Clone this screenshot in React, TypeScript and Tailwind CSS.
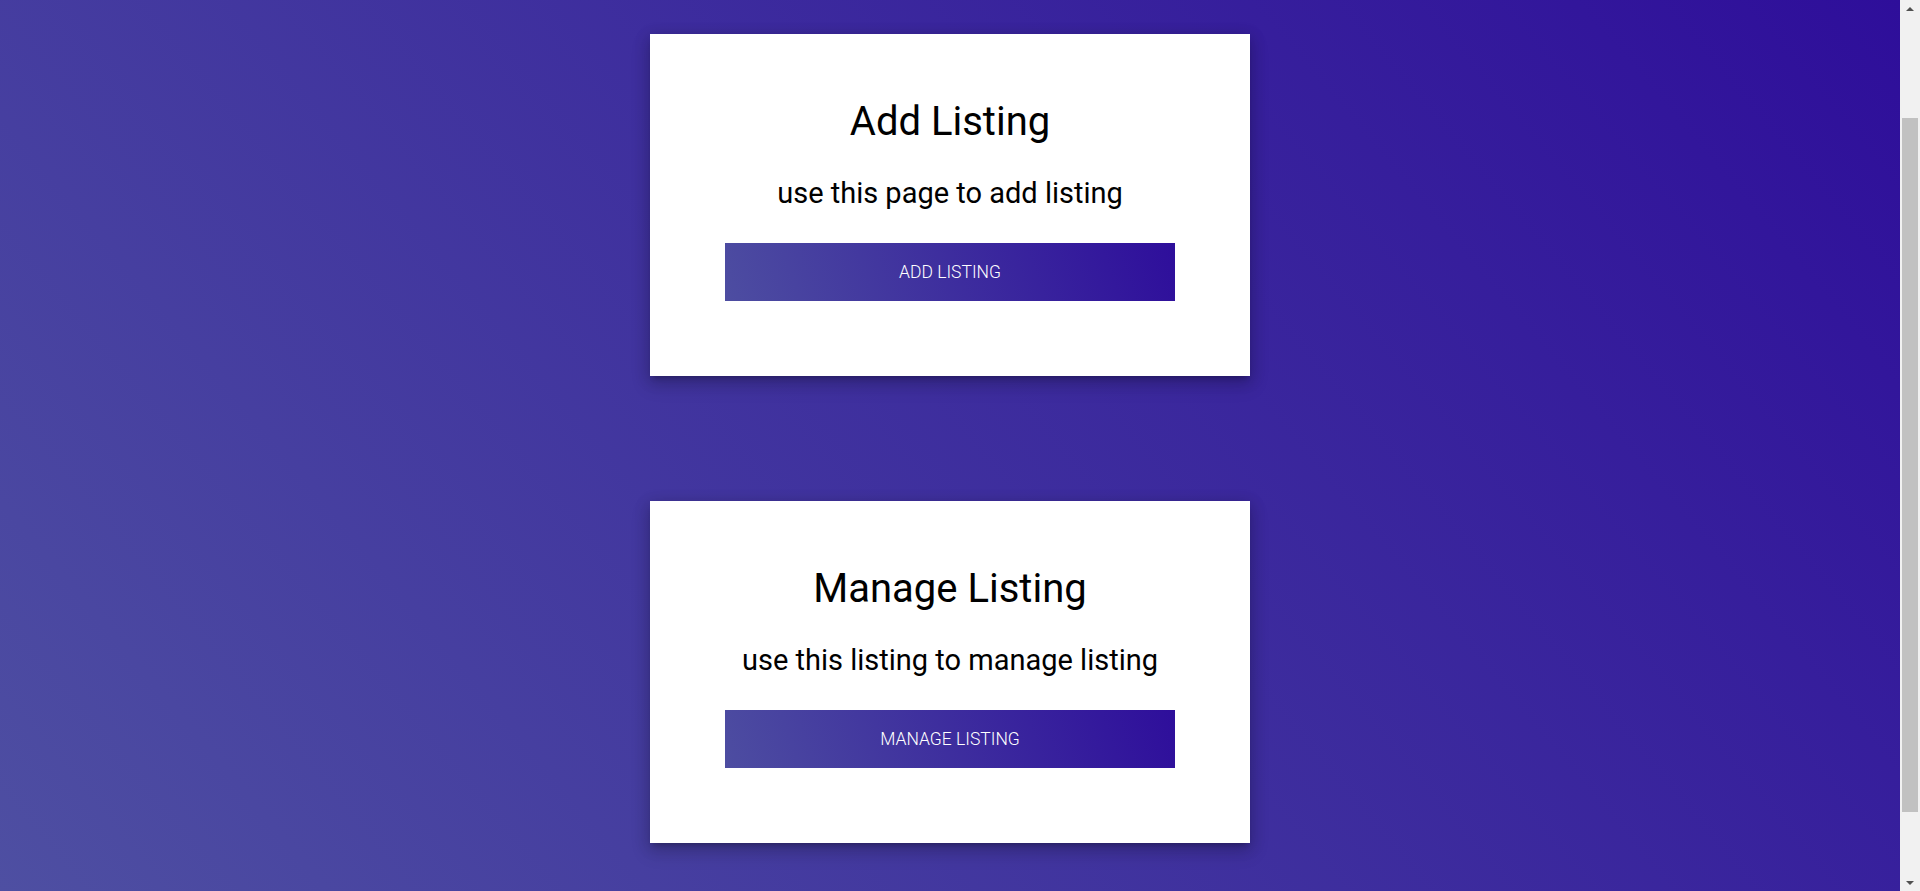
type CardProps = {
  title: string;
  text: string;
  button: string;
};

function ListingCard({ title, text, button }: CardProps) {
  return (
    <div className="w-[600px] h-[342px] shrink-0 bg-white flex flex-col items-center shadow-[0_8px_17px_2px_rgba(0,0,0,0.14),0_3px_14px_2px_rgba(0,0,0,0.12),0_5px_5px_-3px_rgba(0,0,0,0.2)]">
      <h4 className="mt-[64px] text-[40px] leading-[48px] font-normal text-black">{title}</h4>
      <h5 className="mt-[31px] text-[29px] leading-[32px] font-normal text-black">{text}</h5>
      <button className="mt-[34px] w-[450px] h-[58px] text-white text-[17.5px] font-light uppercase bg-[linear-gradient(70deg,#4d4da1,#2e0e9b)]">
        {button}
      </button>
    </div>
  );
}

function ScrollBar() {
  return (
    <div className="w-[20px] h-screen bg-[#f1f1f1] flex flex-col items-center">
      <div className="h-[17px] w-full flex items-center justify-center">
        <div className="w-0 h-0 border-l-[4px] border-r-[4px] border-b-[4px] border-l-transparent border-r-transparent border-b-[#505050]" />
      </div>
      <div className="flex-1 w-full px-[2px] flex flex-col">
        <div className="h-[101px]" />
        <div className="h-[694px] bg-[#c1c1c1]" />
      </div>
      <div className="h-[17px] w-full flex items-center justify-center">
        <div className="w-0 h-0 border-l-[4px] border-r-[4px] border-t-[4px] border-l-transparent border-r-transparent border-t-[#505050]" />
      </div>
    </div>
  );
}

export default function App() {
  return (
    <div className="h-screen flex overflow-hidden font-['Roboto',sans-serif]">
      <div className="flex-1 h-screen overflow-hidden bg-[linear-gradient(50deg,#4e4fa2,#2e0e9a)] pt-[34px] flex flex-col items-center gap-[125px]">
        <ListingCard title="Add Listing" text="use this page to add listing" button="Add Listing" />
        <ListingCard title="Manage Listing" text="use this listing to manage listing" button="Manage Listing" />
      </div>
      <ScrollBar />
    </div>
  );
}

-- -- --

Gather every line containing the word "this" and copy it.

> [EXPECTED ANSWER]
Clone this screenshot in React, TypeScript and Tailwind CSS.
        <ListingCard title="Add Listing" text="use this page to add listing" button="Add Listing" />
        <ListingCard title="Manage Listing" text="use this listing to manage listing" button="Manage Listing" />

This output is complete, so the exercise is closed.